Alle 13 von der Industrie geförderten Studien seien zu dem Schluss gekommen, dass Bisphenol A eher harmlos sei.
"Vor dem Hintergrund, dass die von den Unternehmen finanzierten Untersuchungen zu völlig anderen Ergebnissen kommen als unabhängige Studien, ist es unverantwortlich, dass die europäischen Behörden dem Druck der Kunststoff-Hersteller nachgeben", meint Philipp Mimkes von der Coordination gegen BAYER-Gefahren.
Mimkes: Säuglinge sind besonders gefährdet
Die hormonellen Risiken von Bisphenol A (BPA) sind seit Jahrzehnten bekannt. Die Chemikalie wird bei der Herstellung von Plastikflaschen, der Innenbeschichtung von Konservendosen, in Lebensmittel-Verpackungen und in Zahnfüllungen eingesetzt.
Säuglinge, deren Hormonsystem noch nicht ausgereift ist, sind nach Auffassung von Mimkes "besonders gefährdet" - Unfruchtbarkeit, Fehlbildungen und verfrühte sexuelle Reife könnten die Folge einer Exposition sein.

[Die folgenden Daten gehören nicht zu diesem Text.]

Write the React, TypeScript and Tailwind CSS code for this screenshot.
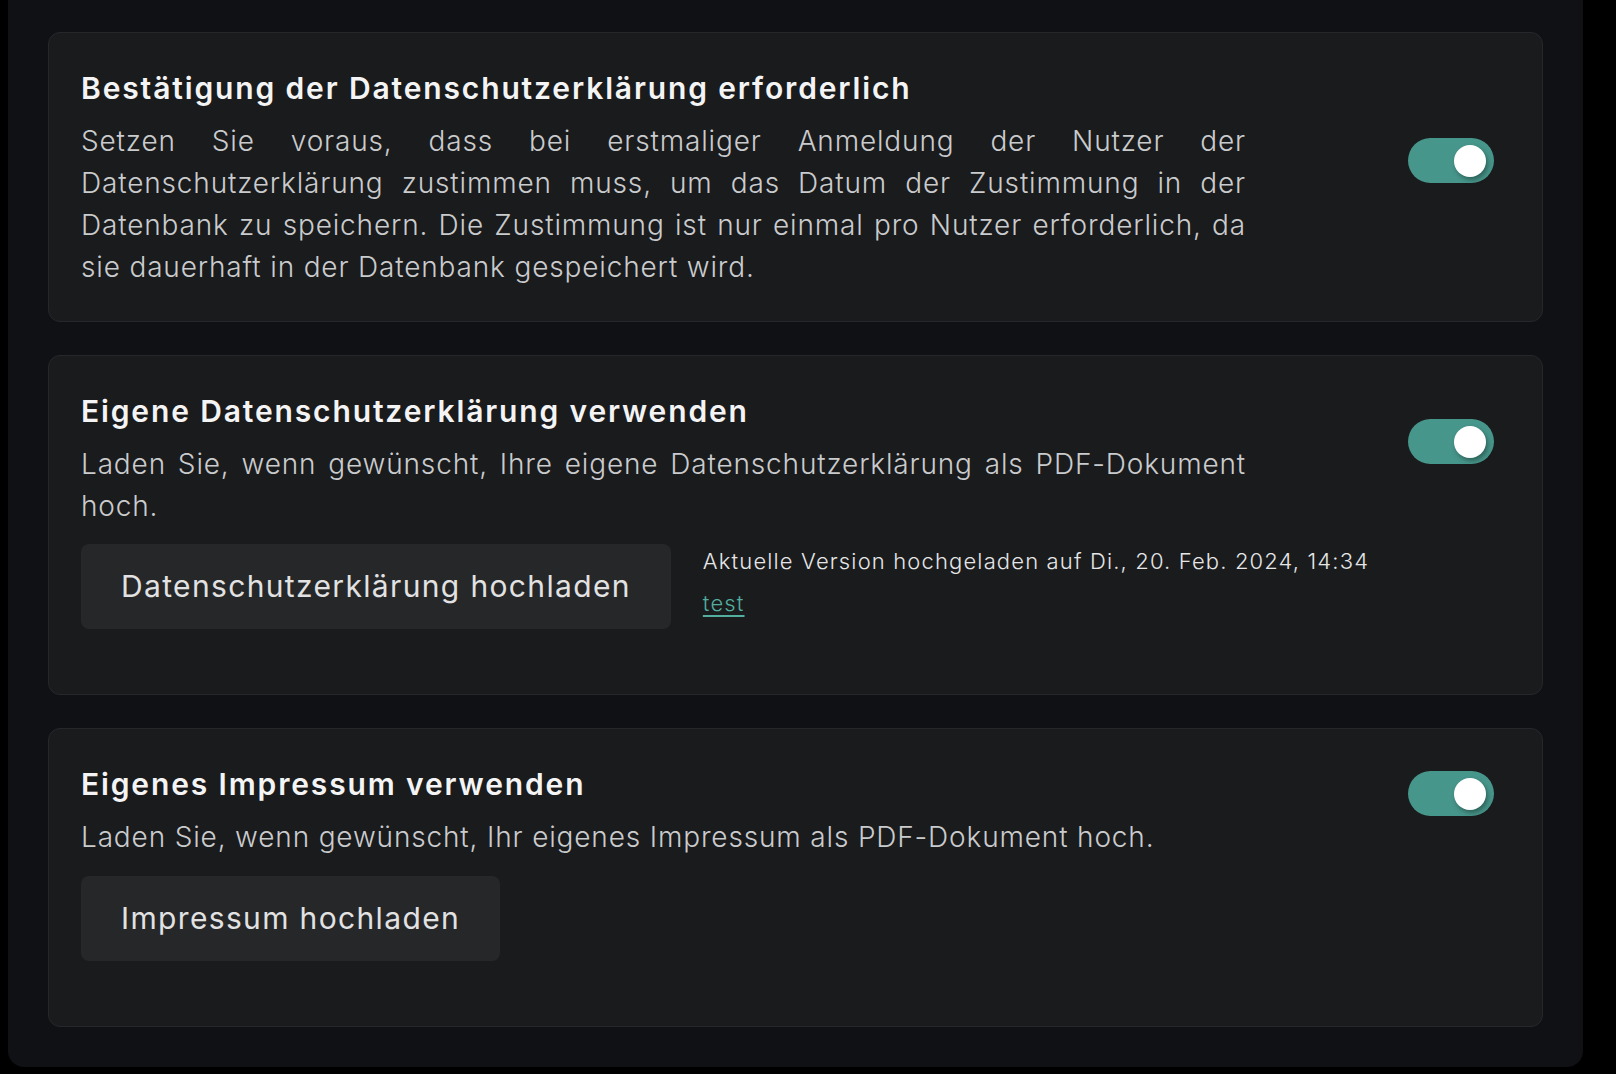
import React from 'react';

const Toggle: React.FC = () => (
  <div className="mb-[33px] mr-4 flex h-[45px] w-[86px] shrink-0 items-center justify-end rounded-full bg-[#47968b] pr-2">
    <div className="h-8 w-8 rounded-full bg-white shadow-[2px_3px_5px_rgba(0,0,0,0.35)]" />
  </div>
);

type SettingProps = {
  title: string;
  desc: string;
  children?: React.ReactNode;
};

const SettingCard: React.FC<SettingProps> = ({ title, desc, children }) => (
  <div className="rounded-xl border border-[#25272a] bg-[#1a1b1d] px-8 py-[33px]">
    <div className="flex items-center justify-between">
      <div className="w-[1165px]">
        <h3 className="text-[30px] font-semibold leading-[45px] tracking-[0.062em] text-[#f4f4f5]">{title}</h3>
        <p className="mt-[9px] text-justify text-[28px] font-light leading-[42px] tracking-[0.03em] text-[#cacbcd]">{desc}</p>
      </div>
      <Toggle />
    </div>
    {children}
  </div>
);

const UploadButton: React.FC<{ label: string }> = ({ label }) => (
  <button className="h-[85px] shrink-0 rounded-lg bg-[#262728] px-10 text-[30px] font-normal tracking-[0.045em] text-[#e2e2e3]">
    {label}
  </button>
);

const App: React.FC = () => {
  return (
    <div className="min-h-screen bg-black pl-2" style={{ fontFamily: 'Inter, "Open Sans", "Noto Sans", sans-serif' }}>
      <div className="flex w-[1575px] flex-col gap-[33px] rounded-b-2xl bg-[#101114] px-10 pb-10 pt-8">
        {/* Privacy consent */}
        <SettingCard
          title="Bestätigung der Datenschutzerklärung erforderlich"
          desc="Setzen Sie voraus, dass bei erstmaliger Anmeldung der Nutzer der Datenschutzerklärung zustimmen muss, um das Datum der Zustimmung in der Datenbank zu speichern. Die Zustimmung ist nur einmal pro Nutzer erforderlich, da sie dauerhaft in der Datenbank gespeichert wird."
        />

        {/* Own privacy policy */}
        <SettingCard
          title="Eigene Datenschutzerklärung verwenden"
          desc="Laden Sie, wenn gewünscht, Ihre eigene Datenschutzerklärung als PDF-Dokument hoch."
        >
          <div className="mb-8 mt-[17px] flex items-start gap-8">
            <UploadButton label="Datenschutzerklärung hochladen" />
            <div className="-mt-1 text-[22px] font-light leading-[42px] tracking-[0.052em] text-[#e6e6e7]">
              <div>Aktuelle Version hochgeladen auf Di., 20. Feb. 2024, 14:34</div>
              <a href="#" className="text-[#52ae9f] underline underline-offset-4">test</a>
            </div>
          </div>
        </SettingCard>

        {/* Own imprint */}
        <SettingCard
          title="Eigenes Impressum verwenden"
          desc="Laden Sie, wenn gewünscht, Ihr eigenes Impressum als PDF-Dokument hoch."
        >
          <div className="mb-8 mt-[18px] flex">
            <UploadButton label="Impressum hochladen" />
          </div>
        </SettingCard>
      </div>
    </div>
  );
};

export default App;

Wegen der hormonellen Risiken von Bisphenol A sei in den USA im März eine Sammelklage gegen die Hersteller von Babyflaschen eingereicht worden, so Mimkes. "Auch das Umweltbundesamt möchte die Verwendung von Bisphenol A einschränken."
"Die skandalösen Vorgänge um Bisphenol A zeigen ein weiteres Mal, dass die Industrie im Interesse ihrer Profite auch vor der Schädigung menschlicher Gesundheit nicht halt macht", kritisiert die Coordination gegen BAYER-Gefahren. Der BAYER-Konzern trage dabei als größter deutscher Hersteller "herausragende Verantwortung", so Axel Köhler-Schnura, Vorstandsmitglied der Bayer-Kritiker. Die Organisation fordert "ein sofortiges Verbot von Bisphenol A in allen Produkten, die mit Nahrungsmitteln in Kontakt kommen".